=== What you need to do ===
Gather all lines from the material that contain the word "TypeScript".

=== The input ===
+===+

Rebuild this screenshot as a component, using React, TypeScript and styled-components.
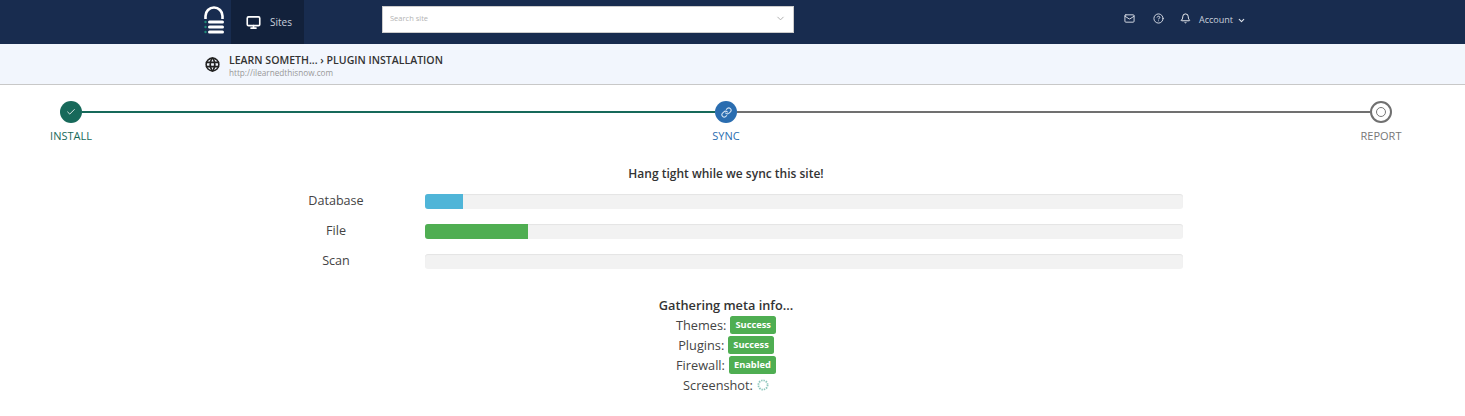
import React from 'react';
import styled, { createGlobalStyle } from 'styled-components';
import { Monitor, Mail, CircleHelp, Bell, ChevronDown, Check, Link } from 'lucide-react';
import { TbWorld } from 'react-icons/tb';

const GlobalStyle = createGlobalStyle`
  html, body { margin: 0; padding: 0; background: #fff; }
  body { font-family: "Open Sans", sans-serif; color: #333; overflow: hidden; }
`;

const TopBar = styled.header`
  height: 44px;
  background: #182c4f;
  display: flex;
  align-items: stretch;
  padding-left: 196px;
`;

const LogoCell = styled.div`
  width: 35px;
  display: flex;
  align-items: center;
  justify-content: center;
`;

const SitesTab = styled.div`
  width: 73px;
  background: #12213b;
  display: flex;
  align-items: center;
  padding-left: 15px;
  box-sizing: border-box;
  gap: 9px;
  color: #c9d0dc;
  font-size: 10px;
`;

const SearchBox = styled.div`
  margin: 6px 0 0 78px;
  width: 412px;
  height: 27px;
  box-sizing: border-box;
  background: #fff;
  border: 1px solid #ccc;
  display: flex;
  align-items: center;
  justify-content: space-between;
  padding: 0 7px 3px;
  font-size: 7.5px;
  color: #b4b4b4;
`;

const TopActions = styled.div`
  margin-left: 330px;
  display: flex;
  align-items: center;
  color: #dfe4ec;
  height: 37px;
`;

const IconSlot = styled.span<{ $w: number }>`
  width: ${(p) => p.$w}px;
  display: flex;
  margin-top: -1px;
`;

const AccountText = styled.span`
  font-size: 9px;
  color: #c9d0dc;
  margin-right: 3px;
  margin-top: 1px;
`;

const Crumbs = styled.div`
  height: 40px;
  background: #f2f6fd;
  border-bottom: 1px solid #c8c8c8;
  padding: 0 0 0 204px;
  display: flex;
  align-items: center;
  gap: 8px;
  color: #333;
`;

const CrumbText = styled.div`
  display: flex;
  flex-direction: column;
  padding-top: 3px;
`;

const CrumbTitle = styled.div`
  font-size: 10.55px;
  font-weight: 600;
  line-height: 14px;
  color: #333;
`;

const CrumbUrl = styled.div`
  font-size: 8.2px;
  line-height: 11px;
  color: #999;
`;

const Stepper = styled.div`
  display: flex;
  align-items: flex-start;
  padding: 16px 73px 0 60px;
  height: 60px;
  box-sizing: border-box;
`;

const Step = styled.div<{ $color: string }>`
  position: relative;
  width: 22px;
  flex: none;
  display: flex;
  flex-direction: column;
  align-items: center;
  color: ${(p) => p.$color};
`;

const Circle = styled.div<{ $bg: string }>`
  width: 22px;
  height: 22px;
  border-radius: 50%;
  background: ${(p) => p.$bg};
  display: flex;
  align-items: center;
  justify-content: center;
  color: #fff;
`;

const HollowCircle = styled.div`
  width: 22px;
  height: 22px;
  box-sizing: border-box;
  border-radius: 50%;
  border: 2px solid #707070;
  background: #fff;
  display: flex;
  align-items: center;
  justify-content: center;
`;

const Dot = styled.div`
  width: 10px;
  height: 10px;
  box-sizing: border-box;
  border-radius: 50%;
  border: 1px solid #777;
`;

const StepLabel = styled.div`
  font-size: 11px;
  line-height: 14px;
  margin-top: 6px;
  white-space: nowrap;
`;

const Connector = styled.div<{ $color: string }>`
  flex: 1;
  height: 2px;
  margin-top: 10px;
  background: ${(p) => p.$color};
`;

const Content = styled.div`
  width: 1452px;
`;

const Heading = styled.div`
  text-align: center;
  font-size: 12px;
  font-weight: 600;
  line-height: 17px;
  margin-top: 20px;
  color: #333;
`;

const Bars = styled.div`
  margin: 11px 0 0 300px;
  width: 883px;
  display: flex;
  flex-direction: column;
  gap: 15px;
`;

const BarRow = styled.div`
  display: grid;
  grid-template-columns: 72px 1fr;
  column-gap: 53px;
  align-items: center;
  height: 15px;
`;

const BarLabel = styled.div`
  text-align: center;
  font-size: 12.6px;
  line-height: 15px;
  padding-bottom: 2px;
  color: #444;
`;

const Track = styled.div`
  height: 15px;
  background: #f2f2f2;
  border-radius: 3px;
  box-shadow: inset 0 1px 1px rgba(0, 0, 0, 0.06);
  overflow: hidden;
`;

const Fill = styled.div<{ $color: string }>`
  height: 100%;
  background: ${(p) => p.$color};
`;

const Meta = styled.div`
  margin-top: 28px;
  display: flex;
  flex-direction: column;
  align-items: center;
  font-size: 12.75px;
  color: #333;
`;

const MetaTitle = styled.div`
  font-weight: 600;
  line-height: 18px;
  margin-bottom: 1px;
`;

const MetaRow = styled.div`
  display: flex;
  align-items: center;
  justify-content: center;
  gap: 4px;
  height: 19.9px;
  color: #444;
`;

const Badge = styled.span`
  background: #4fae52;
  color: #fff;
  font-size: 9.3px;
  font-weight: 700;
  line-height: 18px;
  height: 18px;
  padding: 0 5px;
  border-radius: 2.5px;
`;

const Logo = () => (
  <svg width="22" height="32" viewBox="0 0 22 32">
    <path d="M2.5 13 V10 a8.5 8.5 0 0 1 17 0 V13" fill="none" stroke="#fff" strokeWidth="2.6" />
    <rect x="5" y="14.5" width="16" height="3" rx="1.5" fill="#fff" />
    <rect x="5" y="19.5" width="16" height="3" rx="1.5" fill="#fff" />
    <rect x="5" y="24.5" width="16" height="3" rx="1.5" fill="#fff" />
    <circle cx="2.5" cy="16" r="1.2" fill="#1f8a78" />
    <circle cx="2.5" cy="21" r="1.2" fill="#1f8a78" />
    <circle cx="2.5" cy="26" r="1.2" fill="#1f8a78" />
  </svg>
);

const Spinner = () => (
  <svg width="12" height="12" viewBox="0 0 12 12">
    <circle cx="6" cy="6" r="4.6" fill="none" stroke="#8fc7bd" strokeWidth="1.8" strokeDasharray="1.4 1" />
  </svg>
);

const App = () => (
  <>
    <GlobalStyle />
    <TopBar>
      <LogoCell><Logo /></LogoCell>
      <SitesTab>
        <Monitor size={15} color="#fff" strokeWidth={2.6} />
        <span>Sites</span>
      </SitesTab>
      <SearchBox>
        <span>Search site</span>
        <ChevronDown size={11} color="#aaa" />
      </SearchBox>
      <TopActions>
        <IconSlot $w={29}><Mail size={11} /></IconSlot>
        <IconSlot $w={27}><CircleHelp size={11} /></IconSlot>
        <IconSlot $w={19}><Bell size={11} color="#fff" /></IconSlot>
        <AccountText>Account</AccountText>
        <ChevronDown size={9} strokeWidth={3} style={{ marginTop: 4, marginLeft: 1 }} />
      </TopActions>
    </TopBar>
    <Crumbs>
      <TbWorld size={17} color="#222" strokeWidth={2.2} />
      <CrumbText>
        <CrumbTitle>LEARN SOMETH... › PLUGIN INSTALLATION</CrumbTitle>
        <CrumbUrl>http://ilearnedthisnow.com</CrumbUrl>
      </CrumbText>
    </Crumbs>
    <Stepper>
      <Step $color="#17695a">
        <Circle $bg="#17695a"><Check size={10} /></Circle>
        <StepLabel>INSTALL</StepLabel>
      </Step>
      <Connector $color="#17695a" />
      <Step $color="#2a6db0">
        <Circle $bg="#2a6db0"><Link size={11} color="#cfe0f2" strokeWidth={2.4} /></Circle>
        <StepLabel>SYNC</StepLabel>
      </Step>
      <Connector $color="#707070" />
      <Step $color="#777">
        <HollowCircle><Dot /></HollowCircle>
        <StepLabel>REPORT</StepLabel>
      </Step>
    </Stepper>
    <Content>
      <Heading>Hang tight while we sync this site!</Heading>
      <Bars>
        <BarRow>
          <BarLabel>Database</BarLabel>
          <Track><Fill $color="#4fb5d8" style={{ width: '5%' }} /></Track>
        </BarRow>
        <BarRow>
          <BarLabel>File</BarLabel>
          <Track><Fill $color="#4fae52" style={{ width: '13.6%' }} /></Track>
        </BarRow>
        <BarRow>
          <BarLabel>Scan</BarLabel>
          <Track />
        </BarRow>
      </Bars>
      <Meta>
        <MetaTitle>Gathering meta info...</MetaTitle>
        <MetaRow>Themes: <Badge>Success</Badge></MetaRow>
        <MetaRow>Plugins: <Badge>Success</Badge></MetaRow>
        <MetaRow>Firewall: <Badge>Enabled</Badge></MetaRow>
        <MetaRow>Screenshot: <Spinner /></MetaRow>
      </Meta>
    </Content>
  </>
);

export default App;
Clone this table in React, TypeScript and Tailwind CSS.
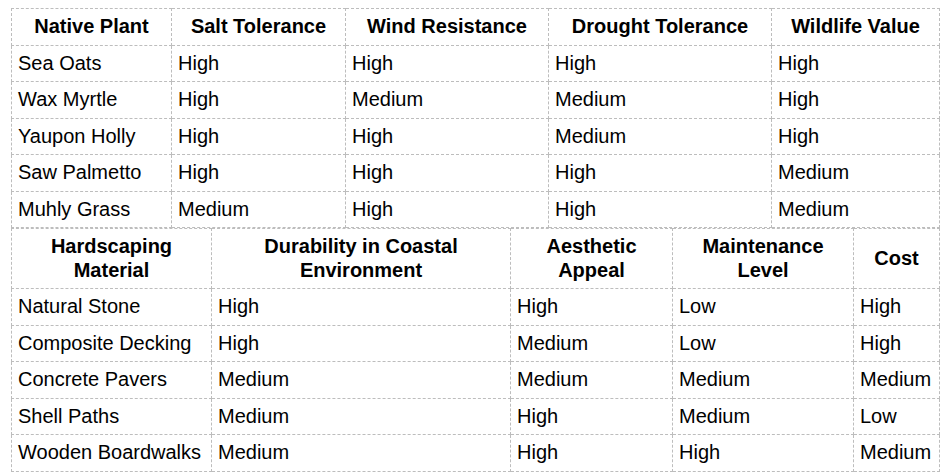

+===+

=== Result ===
Rebuild this screenshot as a component, using React, TypeScript and styled-components.
Clone this table in React, TypeScript and Tailwind CSS.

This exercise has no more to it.